I’m not trying to stack the deck against Fielder here, but I simply can’t find any recent evidence of a team signing a big free agent and then reaping the rewards of having other quality players join the team as a result. If there’s an example I’m missing where a player clearly took less than the best overall offer in order to become teammates with a certain player, I’d love to hear it. We do see players choose where to play based on family preferences, league preferences, odds of being on a contender, potential for playing time, geography-related decisions, and of course the most common “they offered me more money than anyone else” factor, but I don’t see much in the way of evidence that having a name value player actually attracts other free agents.

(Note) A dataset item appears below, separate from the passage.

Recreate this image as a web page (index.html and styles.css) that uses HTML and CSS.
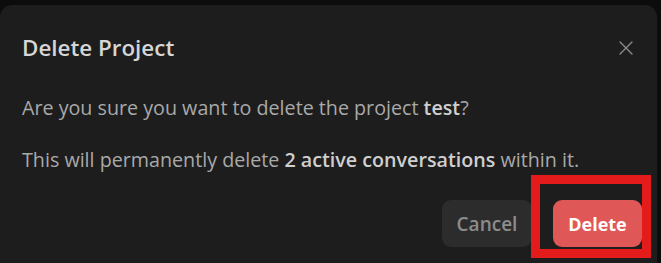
FILE: index.html
```html
<!DOCTYPE html>
<html>
<head>
<meta charset="utf-8">
<link rel="stylesheet" href="styles.css">
</head>
<body>
<div class="dialog">
  <div class="header">
    <h2 class="title">Delete Project</h2>
    <button class="close" aria-label="Close">
      <svg width="14" height="14" viewBox="0 0 14 14"><path d="M1 1L13 13M13 1L1 13" stroke="#8a8a8a" stroke-width="1.4" fill="none" stroke-linecap="round"/></svg>
    </button>
  </div>
  <p class="text first">Are you sure you want to delete the project <b>test</b>?</p>
  <p class="text second">This will permanently delete <b>2 active conversations</b> within it.</p>
  <div class="actions">
    <button class="btn cancel">Cancel</button>
    <div class="mark">
      <button class="btn delete">Delete</button>
      <span class="highlight"></span>
    </div>
  </div>
</div>
</body>
</html>
```
FILE: styles.css
```css
html, body {
  margin: 0;
  padding: 0;
  background: #0c0c0c;
  height: 263px;
  overflow: hidden;
}
.dialog {
  margin-top: 5px;
  width: 657px;
  height: 258px;
  box-sizing: border-box;
  background: #1d1d1d;
  border-radius: 12px 12px 0 0;
  padding: 28px 15px 0 22px;
  font-family: "Open Sans", "Noto Sans", sans-serif;
  color: #a9a9a9;
}
.header {
  display: flex;
  justify-content: space-between;
  align-items: center;
  height: 30px;
}
.title {
  margin: 0;
  font-size: 22.4px;
  line-height: 30px;
  font-weight: 600;
  color: #d6d6d6;
}
.close {
  background: none;
  border: 0;
  padding: 0;
  margin-right: 9px;
  width: 14px;
  height: 14px;
  display: flex;
}
.text {
  margin: 0;
  font-size: 19.7px;
  line-height: 28px;
}
.first { margin-top: 31px; }
.second { margin-top: 24px; }
.text b {
  font-weight: 600;
  color: #cfcfcf;
}
.actions {
  display: flex;
  justify-content: flex-end;
  gap: 21px;
  margin-top: 26px;
}
.btn {
  font-family: "Open Sans", "Noto Sans", sans-serif;
  font-weight: 600;
  height: 47px;
  border: 0;
  border-radius: 9px;
  padding: 0;
}
.cancel {
  width: 90px;
  font-size: 19px;
  background: #2c2c2c;
  color: #8c8c8c;
}
.delete {
  width: 89px;
  font-size: 18px;
  font-weight: 700;
  background: #df5757;
  color: #ffffff;
}
.mark {
  position: relative;
}
.highlight {
  position: absolute;
  left: -22px;
  top: -25px;
  width: 120px;
  height: 83px;
  box-sizing: border-box;
  border: 9px solid #e31b1b;
  pointer-events: none;
}
```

It’s a nice theory, and I get why people buy into it, but right now I don’t think we can say that it’s one that is supported by the facts. After all, the Mariners problem hasn’t really been that they haven’t been able to get free agents to come here – Adrian Beltre, Richie Sexson, Miguel Batista, Carlos Silva, Jarrod Washburn, and Chone Figgins all took the team’s money – but that those free agent signings have generally worked out horribly for the franchise.
Signing Prince Fielder won’t move the team out of the corner of the country, won’t make it rain less, and won’t reduce the amount of time the team spends on airplanes. The only way Fielder will help attract future free agents is if he helps the team win, as we know that contenders attract free agents that losing teams do not. If you believe that Prince Fielder will make this team a winner, then yes, he might help bring other players here. But there’s just no reason to believe that anyone the organization will want to sign is going to join a 75 win team simply because Prince Fielder is on it.
If you want to sign Fielder, do it for baseball reasons. Don’t do it for PR and marketing reasons, because there’s just no evidence that those kinds of ancillary benefits actually follow the player.